Zooming out, this is one example of a broader pattern across payroll and payments: embedded wallets layered onto existing account systems, with stablecoins as the dollar-denominated holding asset and licensed partners handling issuance, custody, and settlement. Sibling launches like MoneyGram's MGUSD and Western Union's USDPT show variations on the same shape. When platforms support multiple stablecoins on multiple chains, intent-based routing layers like Eco Routes give backends a way to pick the cheapest, fastest path between assets and chains without exposing that complexity to the end user.
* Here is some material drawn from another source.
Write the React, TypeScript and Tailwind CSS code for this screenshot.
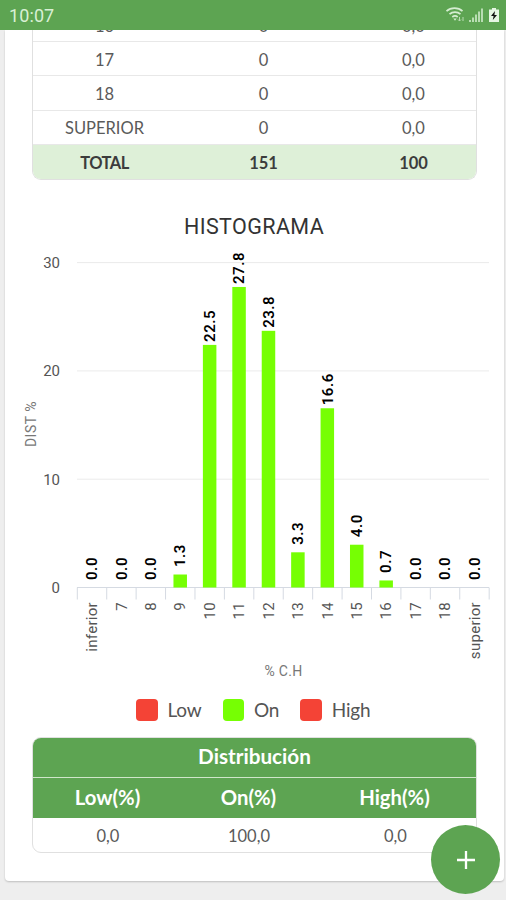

The Deel Wallet itself, as of launch, focuses on a single asset on a single chain, so that layer is not in play yet for contractors.

What's not yet available

A few things are explicitly future-tense or unspecified in the primary launch material as of June 3, 2026:

  • The Deel Card for direct DLUSD spend is announced for later this year, not live.
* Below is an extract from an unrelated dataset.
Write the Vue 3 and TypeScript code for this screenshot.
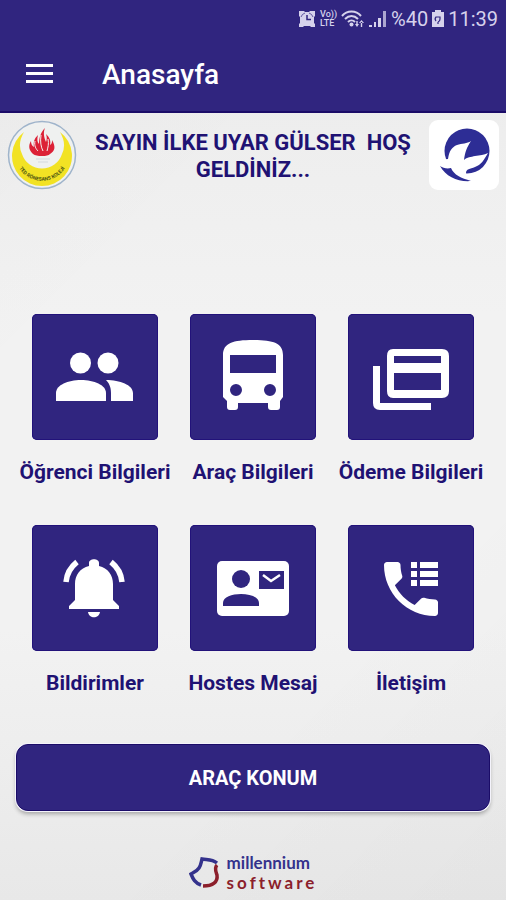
<script setup lang="ts">
type IconName = 'people' | 'bus' | 'card' | 'bell' | 'contact' | 'phone'

interface MenuItem {
  icon: IconName
  label: string
}

const items: MenuItem[] = [
  { icon: 'people', label: 'Öğrenci Bilgileri' },
  { icon: 'bus', label: 'Araç Bilgileri' },
  { icon: 'card', label: 'Ödeme Bilgileri' },
  { icon: 'bell', label: 'Bildirimler' },
  { icon: 'contact', label: 'Hostes Mesaj' },
  { icon: 'phone', label: 'İletişim' },
]

const userName = 'İLKE UYAR GÜLSER'
</script>

<template>
  <div class="screen">
    <header class="top">
      <div class="status">
        <svg class="status-icon" width="18" height="20" viewBox="0 0 18 20" aria-hidden="true">
          <path d="M1 2h5l1 1h4l1-1h5v5l-1 1v6l1 1v3h-4l-1-1H6l-1 1H1v-3l1-1V8L1 7z" fill="currentColor" />
          <path d="M9 6v4.500h4" fill="none" stroke="#30257f" stroke-width="1.500" />
          <path d="M3 8a6 6 0 0 1 4-4M15 8a6 6 0 0 0-4-4" fill="none" stroke="#30257f" stroke-width=".7" />
        </svg>
        <span class="volte"><span>Vo))</span><span>LTE</span></span>
        <svg class="status-icon" width="24" height="20" viewBox="0 0 24 20" aria-hidden="true">
          <g fill="none" stroke="currentColor" stroke-width="2">
            <path d="M1 7c5-6 14-6 19 0M4 10c4-4 9-4 13 0M7 13c2-2 5-2 7 0" />
          </g>
          <circle cx="10.500" cy="15.500" r="2" fill="currentColor" />
          <path d="M14 15h4l-2 3zM18 14h5l-2.500-3zM15.300 12h1.400v4h-1.400zM19.800 13h1.400v5h-1.400z" fill="currentColor" />
        </svg>
        <svg class="status-icon" width="18" height="20" viewBox="0 0 18 20" aria-hidden="true">
          <path d="M0 16h3v2H0zM5 13h2v5H5zM9 9h3v9H9z" fill="currentColor" />
          <path d="M14 2h3v16h-3z" fill="currentColor" opacity=".75" />
        </svg>
        <span>%40</span>
        <svg class="status-icon" width="12" height="20" viewBox="0 0 12 20" aria-hidden="true">
          <path d="M3 1h6v2h3v15H0V3h3z" fill="currentColor" />
          <path d="M4 12a3 3 0 0 1 0-4h4v2a3 3 0 0 1-2 3M6 13v2" fill="none" stroke="#30257f" stroke-width="1.200" />
        </svg>
        <span>11:39</span>
      </div>
      <div class="appbar">
        <button class="menu" type="button" aria-label="Menü">
          <svg width="28" height="20" viewBox="0 0 28 20" aria-hidden="true">
            <path d="M0 0h27v3H0zM0 8h27v3H0zM0 16h27v3H0z" fill="currentColor" />
          </svg>
        </button>
        <h1>Anasayfa</h1>
      </div>
    </header>

    <main>
      <section class="welcome">
        <svg class="logo" viewBox="0 0 70 70" role="img" aria-label="TED Rönesans Koleji">
          <circle cx="35" cy="35" r="33.500" fill="#eff1f0" stroke="#9fb4cb" stroke-width="1.500" />
          <path d="M17 12A30 30 0 1 0 53 12Q60 24 55 34A21 21 0 0 1 15 34Q10 24 17 12z" fill="#f2e224" />
          <path d="M26 34c-4-4-5-8-2-13 0 3 1 5 3 6-1-6 1-9 4-12-1 4-1 7 1 9 0-7 2-12 6-16-2 5-1 9 1 14 1-3 1-5 0-8 4 4 5 7 4 11 2-1 2-3 2-5 4 7 3 11-2 14q-2 2-8 2t-9-2z" fill="#dc2136" />
          <path d="M28 21c-1 5 1 8 3 10M34 15c-1 7 0 12 2 16M41 19c1 5 0 8-1 12" fill="none" stroke="#f3f4f2" stroke-width="1" />
          <path d="M29 39h14M31 42h10" stroke="#dde1e4" stroke-width="1.500" />
          <path id="crest-arc" d="M10 44A27 27 0 0 0 60 44" fill="none" />
          <text class="crest-text"><textPath href="#crest-arc" startOffset="50%" text-anchor="middle">TED RÖNESANS KOLEJİ</textPath></text>
        </svg>
        <p>SAYIN {{ userName }}&nbsp; HOŞ GELDİNİZ...</p>
        <svg class="logo" viewBox="0 0 70 70" aria-hidden="true">
          <rect width="70" height="70" rx="9" fill="#fff" />
          <circle cx="38" cy="31" r="22.500" fill="#2d2d95" />
          <path d="M8 40l11-1c1-8 4-12 9-14s10-1 14-4c-4 6-6 11-7 19 3-3 7-3 11-4 5-1 9-1 13-3-4 7-7 12-13 14-5 2-9 2-9 6 0 3 3 4 7 4v6H25L10 50z" fill="#fff" />
          <path d="M11 46c3 2 7 3 11 2 3 7 10 10 20 13-13 1-25-4-31-15z" fill="#2d2d95" />
        </svg>
      </section>

      <nav class="grid" aria-label="Ana menü">
        <a v-for="item in items" :key="item.icon" class="item" href="#">
          <span class="tile">
            <svg viewBox="0 0 126 126" fill="#fff" aria-hidden="true">
              <template v-if="item.icon === 'people'">
                <circle cx="48.500" cy="49" r="10.500" />
                <circle cx="76" cy="49" r="10.500" />
                <path d="M24 87v-8c0-8 12-13 25-13s25 5 25 13v8z" />
                <path d="M74 66c14 0 27 5 27 13v8H79v-8c0-6-2-10-5-13z" />
              </template>
              <path
                v-else-if="item.icon === 'bus'"
                fill-rule="evenodd"
                d="M33 41c0-12 10-15 30-15s30 3 30 15v42l-3 4v6q0 3-3 3h-6q-3 0-3-3v-4H48v4q0 3-3 3h-5q-3 0-3-3v-6l-4-4zM40 41v18h46V41zM52 76a6 6 0 1 0-12 0 6 6 0 0 0 12 0zM86 76a6 6 0 1 0-12 0 6 6 0 0 0 12 0z"
              />
              <path
                v-else-if="item.icon === 'card'"
                fill-rule="evenodd"
                d="M45 35h49q7 0 7 7v35q0 7-7 7H45q-6 0-6-7V42q0-7 6-7zM46 42v7h47v-7zM46 59v17h47V59zM25 52h7v37h51v7H32q-7 0-7-7z"
              />
              <template v-else-if="item.icon === 'bell'">
                <path d="M57 41v-3c0-5 10-5 10 0v3c9 2 14 9 14 18v16l6 6v3H37v-3l6-6V59c0-9 5-16 14-18zM56 87h12c-1 7-11 7-12 0z" />
                <path d="M45 37Q35 45 34 57M79 37q10 8 11 20" fill="none" stroke="#fff" stroke-width="5.500" />
              </template>
              <template v-else-if="item.icon === 'contact'">
                <rect x="27" y="36" width="72" height="55" rx="5" />
                <circle cx="51" cy="54" r="9" fill="#30257f" />
                <path d="M33 81v-3c0-6 9-9 18-9s18 3 18 9v3zM69 46h25v18H69z" fill="#30257f" />
                <path d="M73 50l8 6 9-6" fill="none" stroke="#fff" stroke-width="2.500" />
              </template>
              <template v-else>
                <path
                  transform="translate(27 28) scale(3)"
                  d="M20 15.500c-1.250 0-2.450-.2-3.570-.57-.35-.11-.74-.03-1.020.24l-2.200 2.200c-2.830-1.440-5.150-3.750-6.590-6.590l2.200-2.210c.28-.26.36-.65.25-1C8.700 6.450 8.500 5.250 8.500 4c0-.55-.45-1-1-1H4c-.55 0-1 .45-1 1 0 9.390 7.610 17 17 17 .55 0 1-.45 1-1v-3.500c0-.55-.45-1-1-1z"
                />
                <path d="M63 37h6v6h-6zM72 37h18v6H72zM63 46h6v6h-6zM72 46h18v6H72zM63 55h6v6h-6zM72 55h18v6H72z" />
              </template>
            </svg>
          </span>
          <span class="label">{{ item.label }}</span>
        </a>
      </nav>

      <button class="locate" type="button">ARAÇ KONUM</button>
    </main>

    <footer class="brand">
      <svg width="32" height="34" viewBox="0 0 32 34" fill="none" stroke-width="3.500" aria-hidden="true">
        <path d="M28 7C23 3 18 4 13 3c-1 4-1 6-3 9-2 3-5 4-8 6 2 5 4 9 10 11" stroke="#34328c" />
        <path d="M28 9c-3 3-1 7 0 10 1 7-4 11-14 11" stroke="#8c1f2b" />
      </svg>
      <span class="brand-name"><span>millennium</span><span class="brand-sub">software</span></span>
    </footer>
  </div>
</template>

<style>
body {
  margin: 0;
}
</style>

<style scoped>
.screen {
  display: flex;
  flex-direction: column;
  min-height: 100vh;
  box-sizing: border-box;
  font-family: Roboto, "Liberation Sans", sans-serif;
  background:
    linear-gradient(135deg, rgba(0, 0, 0, 0.01), transparent 30%, transparent 70%, rgba(0, 0, 0, 0.02)),
    linear-gradient(#ebebeb, #f2f2f2 35%, #f2f2f2 70%, #e8e8e8);
}

.top {
  background: #30257f;
  border-bottom: 2px solid #1b0c68;
  color: #fff;
}

.status {
  display: flex;
  align-items: center;
  justify-content: flex-end;
  gap: 4px;
  height: 37px;
  padding-right: 8px;
  font-size: 20px;
  color: #d6d2ec;
}

.status-icon {
  flex: none;
}

.volte {
  display: flex;
  flex-direction: column;
  font-size: 9px;
  font-weight: 500;
  line-height: 9px;
}

.appbar {
  display: flex;
  align-items: center;
  gap: 48px;
  height: 74px;
  padding-left: 26px;
}

.menu {
  display: flex;
  padding: 0;
  border: 0;
  background: none;
  color: #fff;
}

h1 {
  margin: 0;
  font-size: 28px;
  font-weight: 500;
}

.welcome {
  display: flex;
  justify-content: space-between;
  gap: 12px;
  padding: 7px 7px 0;
}

.logo {
  flex: none;
  width: 70px;
  height: 70px;
}

.crest-text {
  font-size: 5px;
  font-weight: 700;
  fill: #4d5412;
}

.welcome p {
  margin: 0;
  padding-top: 9px;
  font-size: 22px;
  font-weight: 700;
  line-height: 27px;
  text-align: center;
  color: #1f1273;
}

.grid {
  display: grid;
  grid-template-columns: repeat(3, 1fr);
  row-gap: 37px;
  padding: 124px 16px 0;
}

.item {
  display: flex;
  flex-direction: column;
  align-items: center;
  gap: 16px;
  color: #1f1273;
  text-decoration: none;
}

.tile {
  display: flex;
  width: 126px;
  height: 126px;
  border-radius: 5px;
  background: #30257f;
  box-shadow: inset 0 0 0 1px #22127a;
}

.tile svg {
  width: 100%;
  height: 100%;
}

.label {
  font-size: 21px;
  font-weight: 700;
  line-height: 32px;
  white-space: nowrap;
}

.locate {
  display: block;
  width: calc(100% - 32px);
  height: 67px;
  margin: 45px 16px 0;
  border: 1px solid #1b0c68;
  border-radius: 12px;
  background: #30257f;
  box-shadow: 0 0 0 1px #f4f3fb, 0 3px 4px rgba(0, 0, 0, 0.3);
  font-family: inherit;
  font-size: 20px;
  font-weight: 700;
  color: #fff;
}

.brand {
  display: flex;
  align-items: center;
  justify-content: center;
  gap: 6px;
  margin-top: auto;
  padding: 16px 0 7px;
}

.brand-name {
  display: flex;
  flex-direction: column;
  font-family: Lato, "Liberation Sans", sans-serif;
  font-size: 17px;
  font-weight: 700;
  line-height: 20px;
  color: #34328c;
}

.brand-sub {
  letter-spacing: 3px;
  color: #8c1f2b;
}
</style>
  • Markets beyond Argentina inside LATAM are rolling out "over the next few weeks," then APAC, MENA, and Africa.

  • Support for stablecoins other than DLUSD is not specified in the launch material.

  • Support for chains other than Tempo is not specified.

  • External-send mechanics to self-custody wallets are not detailed.

  • The specific Earn rate, the Morpho market or vault used, and historical performance numbers are not published in the launch announcement.

None of these are statements about what Deel will or will not do next. They are simply not in the primary launch material, and a contractor planning around them should wait for follow-up documentation rather than infer.

Methodology and sources

Claims about the Deel Stablecoin Wallet, DLUSD, Earn mechanics, withdrawal terms, the Deel Card, and rollout markets come from Deel's launch post (deel.com/blog/introducing-stablecoin-wallet) and Yahoo Finance's June 3, 2026 launch coverage. General mechanics of embedded-wallet infrastructure reference Privy's public documentation. General mechanics of lending-market yield reference Morpho's public documentation. Where the launch material is silent on specifics, this article says so rather than infer.